What are your career goals and plans?  How did this experience impact them?

Archaeology is heavily reliant on networking ability and this summer opened many future opportunities for me. I made new connections with fellow undergraduates, graduates, and professors.

I plan on becoming a South American Andean professor after first taking a few years to gain experience in the region. Excavating in Mesoamerica, I was able to learn the basics of archaeological fieldwork and the process of running field operations. These skills are transferrable to other regions and show that I have experience digging and leading excavations. In addition, this summer my work will be added to the project’s 2016 field report, which will provide me with my first publication on my way to my doctorate. The field of archaeology is heavily reliant on networking ability and this summer opened many future opportunities for me. I made new connections with fellow undergraduates, graduates, and professors. The people whom I met this summer have already provided me with a wealth of knowledge. Furthermore, many have told me to connect them in the future about future possibilities or advice in the field.

Would you recommend this experience to other Liberal Arts students?

Yes, I would most definitely recommend this experience to other Liberal Arts students. Not only is it a great cultural experience, but also the field of archaeology is character building. Being able to physically work for the research you need is very rewarding. I have been at the field school with many non-anthropology majors and they all manage to come back from it with a reassured confidence that being in the outdoors all day builds. This is not just a field school but an opportunity to learn more about a culture and find more out about yourself along the way.
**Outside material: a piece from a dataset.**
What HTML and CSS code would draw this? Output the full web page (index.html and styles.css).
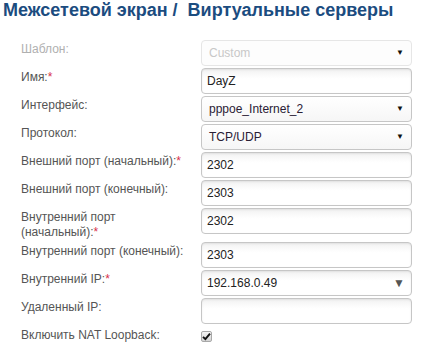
FILE: index.html
```html
<!DOCTYPE html>
<html lang="ru">

<head>
    <meta charset="UTF-8">
    <meta name="viewport" content="width=device-width, initial-scale=1.0">
    <title>Виртуальные серверы</title>
    <link rel="stylesheet" href="styles.css">
</head>

<body>
    <h1 class="page-title">Межсетевой экран /&nbsp; Виртуальные серверы</h1>

    <form class="vs-form">
        <div class="row">
            <label class="row-label disabled">Шаблон:</label>
            <div class="field select disabled">Custom<span class="arrow">▼</span></div>
        </div>
        <div class="row">
            <label class="row-label">Имя:<span class="req">*</span></label>
            <div class="field">DayZ</div>
        </div>
        <div class="row">
            <label class="row-label">Интерфейс:</label>
            <div class="field select">pppoe_Internet_2<span class="arrow">▼</span></div>
        </div>
        <div class="row">
            <label class="row-label">Протокол:</label>
            <div class="field select">TCP/UDP<span class="arrow">▼</span></div>
        </div>
        <div class="row">
            <label class="row-label">Внешний порт (начальный):<span class="req">*</span></label>
            <div class="field">2302</div>
        </div>
        <div class="row">
            <label class="row-label">Внешний порт (конечный):</label>
            <div class="field">2303</div>
        </div>
        <div class="row">
            <label class="row-label">Внутренний порт (начальный):<span class="req">*</span></label>
            <div class="field">2302</div>
        </div>
        <div class="row">
            <label class="row-label">Внутренний порт (конечный):</label>
            <div class="field">2303</div>
        </div>
        <div class="row">
            <label class="row-label">Внутренний IP:<span class="req">*</span></label>
            <div class="field combo">192.168.0.49<span class="arrow big">▼</span></div>
        </div>
        <div class="row">
            <label class="row-label">Удаленный IP:</label>
            <div class="field"></div>
        </div>
        <div class="row">
            <label class="row-label">Включить NAT Loopback:</label>
            <span class="checkbox">
                <svg width="9" height="9" viewBox="0 0 9 9">
                    <path d="M1 4.8 L3.4 7.2 L8 1.6" fill="none" stroke="#111" stroke-width="1.9" />
                </svg>
            </span>
        </div>
    </form>
</body>

</html>
```

FILE: styles.css
```css
body {
    margin: 0;
    background-color: #fff;
    font-family: "Liberation Sans", Arial, sans-serif;
}

.page-title {
    margin: 0;
    padding-left: 3px;
    font-size: 18px;
    line-height: 21px;
    font-weight: bold;
    color: #1b4c7f;
}

.vs-form {
    margin-top: 19px;
    padding-left: 21px;
}

.row {
    display: flex;
    align-items: flex-start;
    margin-bottom: 2px;
}

.row-label {
    box-sizing: border-box;
    width: 180px;
    padding-top: 2px;
    padding-right: 10px;
    font-size: 12px;
    line-height: 15px;
    color: #555;
}

.row-label.disabled {
    color: #b0b0b0;
}

.req {
    color: #d8304a;
}

.field {
    position: relative;
    box-sizing: border-box;
    width: 211px;
    height: 26px;
    padding: 0 5px;
    border: 1px solid #c6c6c6;
    border-radius: 4px;
    background: linear-gradient(#f2f2f2, #fff 40%);
    box-shadow: inset 0 1px 2px rgba(0, 0, 0, 0.08);
    font-size: 12px;
    line-height: 24px;
    color: #222;
}

.field.select {
    padding-left: 7px;
    background: linear-gradient(#fff, #f6f6f6);
    box-shadow: none;
    color: #2a2035;
}

.field.disabled {
    border-color: #e6e6e6;
    background: #fdfdfd;
    color: #c8c8c8;
}

.arrow {
    position: absolute;
    right: 7px;
    top: 0;
    font-size: 8px;
    color: #111;
}

.arrow.big {
    right: 6px;
    font-size: 12px;
    color: #555;
}

.checkbox {
    display: flex;
    align-items: center;
    justify-content: center;
    box-sizing: border-box;
    width: 11px;
    height: 11px;
    margin-top: 5px;
    border: 1px solid #a8a8a8;
    border-radius: 2px;
    background: linear-gradient(#f4f4f4, #d4d4d4);
}
```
How has the Paterno Fellows Program had an impact on this experience?

The Paterno Fellows Program has supported me both times I traveled abroad to Belize. I was personally pushed to take the leap to study abroad by the program and I am so thankful for it. I have had the wonderful opportunity of living in another country and getting a taste for a culture which I have dreamed about since I was little -- the Maya. As a member of the Paterno Fellow Board, I was able to have conversations with Dr. Wanner about the importance of taking a study abroad experience to the next level and fully immersing oneself in the experience. During my time in Belize and Guatemala, I practiced my Spanish and ate local cuisine every day. I wanted to widen my horizons and broaden my outlook on life, and this experience really challenged me to go beyond my normal chicken finger and chocolate milk meal. I ate chicken feet -- something I would not have done back in State College! Opening up my mind to new cultures helped me to see the world in a new way -- in a light of curiosity.